Thanks for putting me right.
On to Ionous’s Last Syllable Of Time. Most enjoyable, especially the moment of dropping through the roof onto the gold key, only to find myself surrounded by four vores. But it loses some points due to the blocky and bland nature of the architecture – lots of big, square open spaces. This is one map where the gameplay definitely surpasses the layout, even if there were a few more polyps than I can find enjoyable. The shambler one-two-three way particularly delightful. All in all, I make this a 4* map, just.
… all of which brings me to finale, Kell and Necros’s Through Nature To Eternity. There’s only one monster, but it’s a good one – the first ever appearance, I believe, of a Vermis.
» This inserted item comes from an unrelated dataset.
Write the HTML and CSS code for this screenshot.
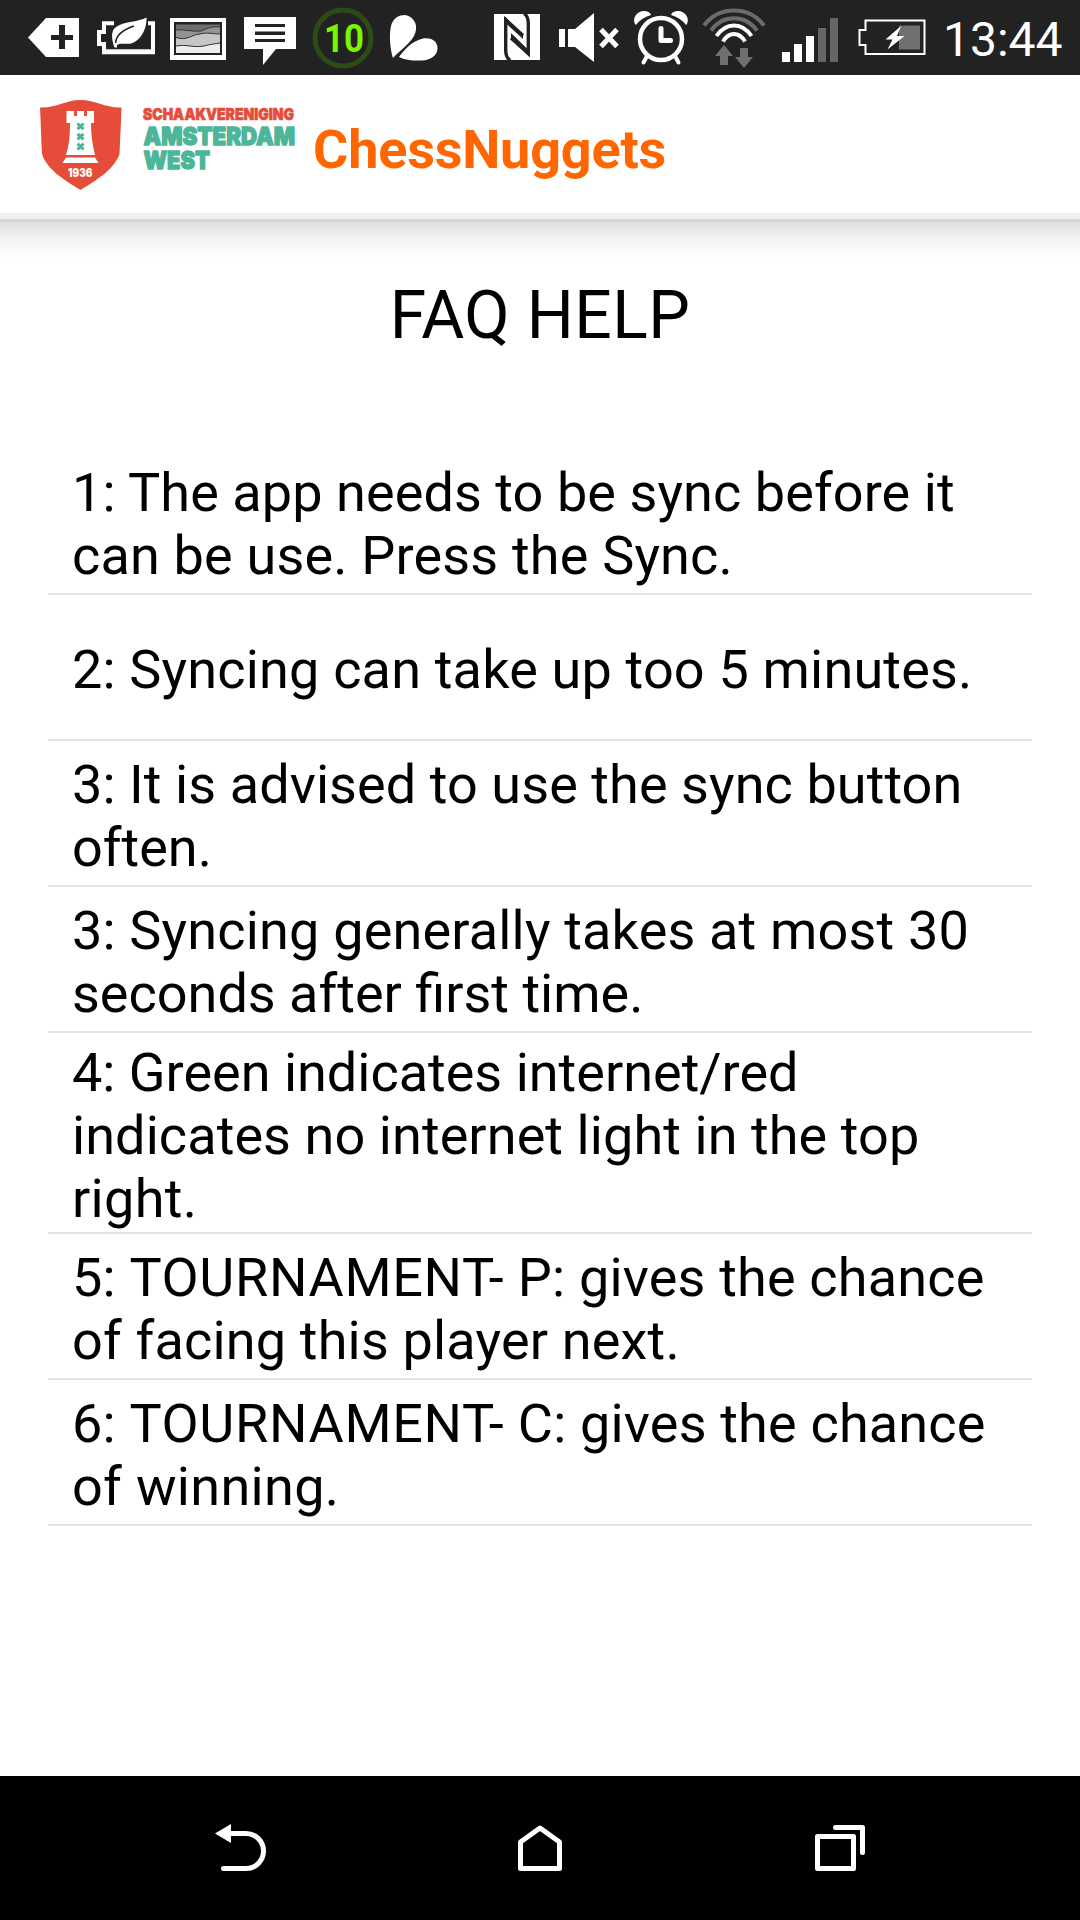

It’s not too hard to kill, provided you get started quickly enough on the switches and manage to grab the shield. It’s a very beautiful level, with a lovely arcane sense of hanging in a void, so overall I give this 4*. At the time, it must have been shocking, a clear 5* finale, but times have changed.
Putting it all together, although I awarded only a single 5* to an individual map (Kell’s He Falls Like Lucifer) four 4s and three 3s, I do stand by my original overall five-star mark for the map as a whole. It was a sensational achievement at the time, and all the maps stand up well today. Very well worth playing.
In retrospect, The Lost Chapters was the first map-jam, though the term hadn’t been invented. What a shame the subsequent jams don’t have hub levels – even if they’re just the one from Lost Chapters with the teleporters repurposed!
Oh, and see also Hrimfaxi’s The Rest is Silence (hrim_sp2), which is a sort of lost Lost Chapter, and uses the extensions from this pack before they were formalised as part of Quoth.
MikeTaylor, there have been numerous mapping get-togethers before this pack.
Links, please!
Yeah!
The Rest is Silence(hrim_sp2) was made to be included with this map-pack But due to lazynes and RL it was released on its own a few months after this pack.